Essas medidas, associadas a um processo efetivo de cobrança da dívida ativa da União, em especial das contribuições previdenciárias, e ao combate à sonegação, poderiam contribuir para o aumento das receitas previdenciárias. Um estudo técnico da Consultoria de Orçamento da Câmara dos Deputados (Cambraia, 2019[15]) mostra que a dívida ativa previdenciária, em 2017, era de R$ 427,4 bilhões, dos quais apenas 20,4% ou R$ 87,3 bilhões são considerados recuperáveis.

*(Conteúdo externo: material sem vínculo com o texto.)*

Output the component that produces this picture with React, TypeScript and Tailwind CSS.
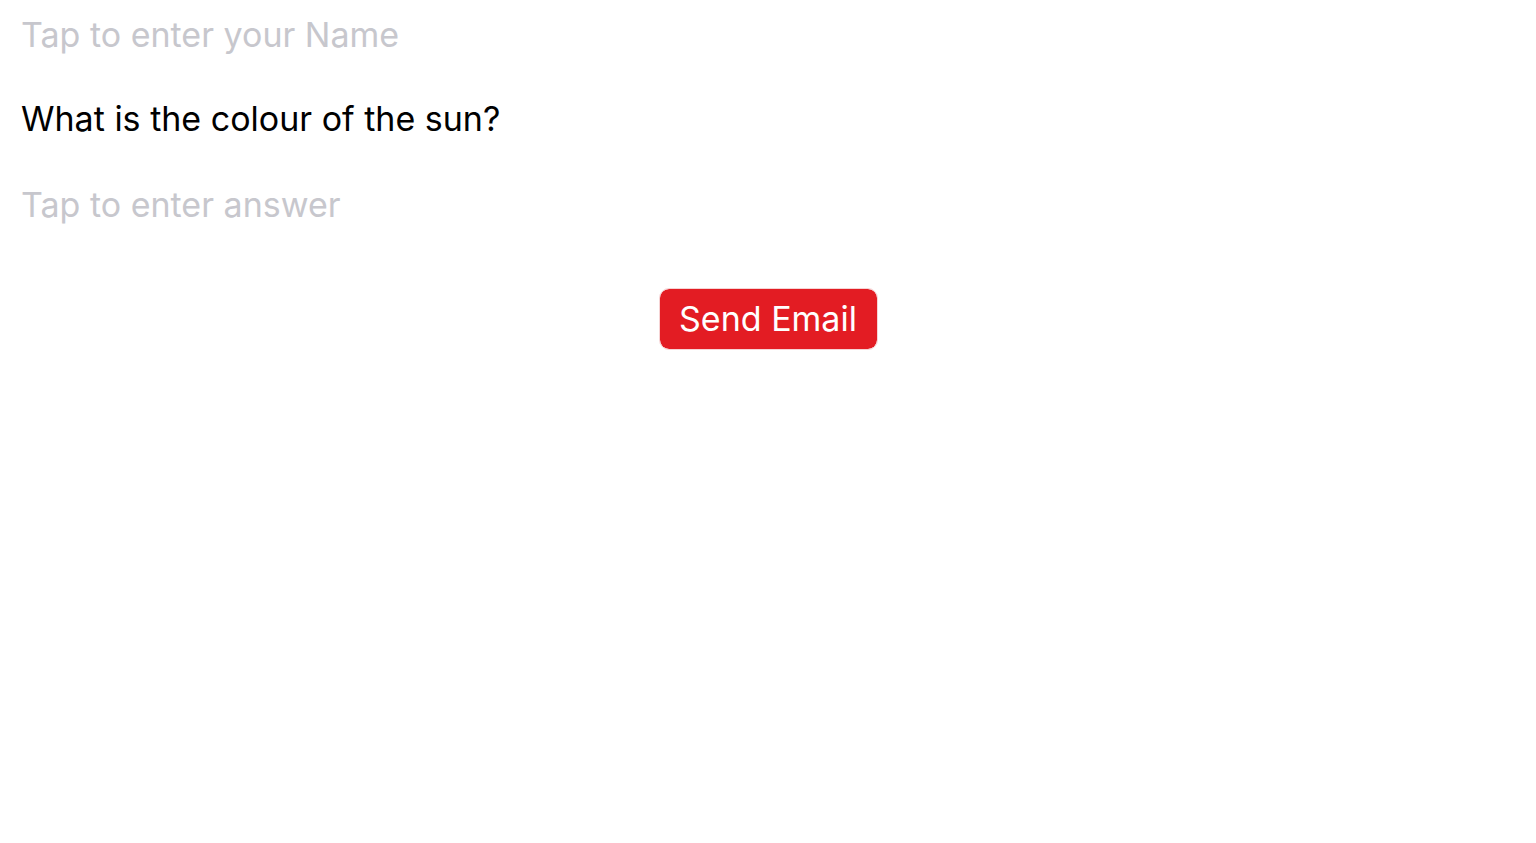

Diante dessas evidências cabe indagar por que esses fatores foram desconsiderados no momento das discussões. Quais são as propostas para induzir o crescimento econômico, aumentar a formalização da força de trabalho e reduzir o desemprego? Por que não foram consideradas formas alternativas de financiamento, dada a atual proposta de reforma tributária e fiscal? Ou, ainda, de forma mais imediata, por que não se considerou revisar as renúncias fiscais já implementadas atualmente? Por que insistir na estratégia de reduzir o déficit da Previdência Social a partir da redução dos gastos, com impacto direto principalmente na população de menor renda?
É preciso promover essa discussão, a fim de evitar que os trabalhadores de baixa renda tornem-se os principais financiados do sistema de Previdência Social brasileiro, e que esse sistema deixe de atingir o seu objetivo primordial: oferecer proteção social.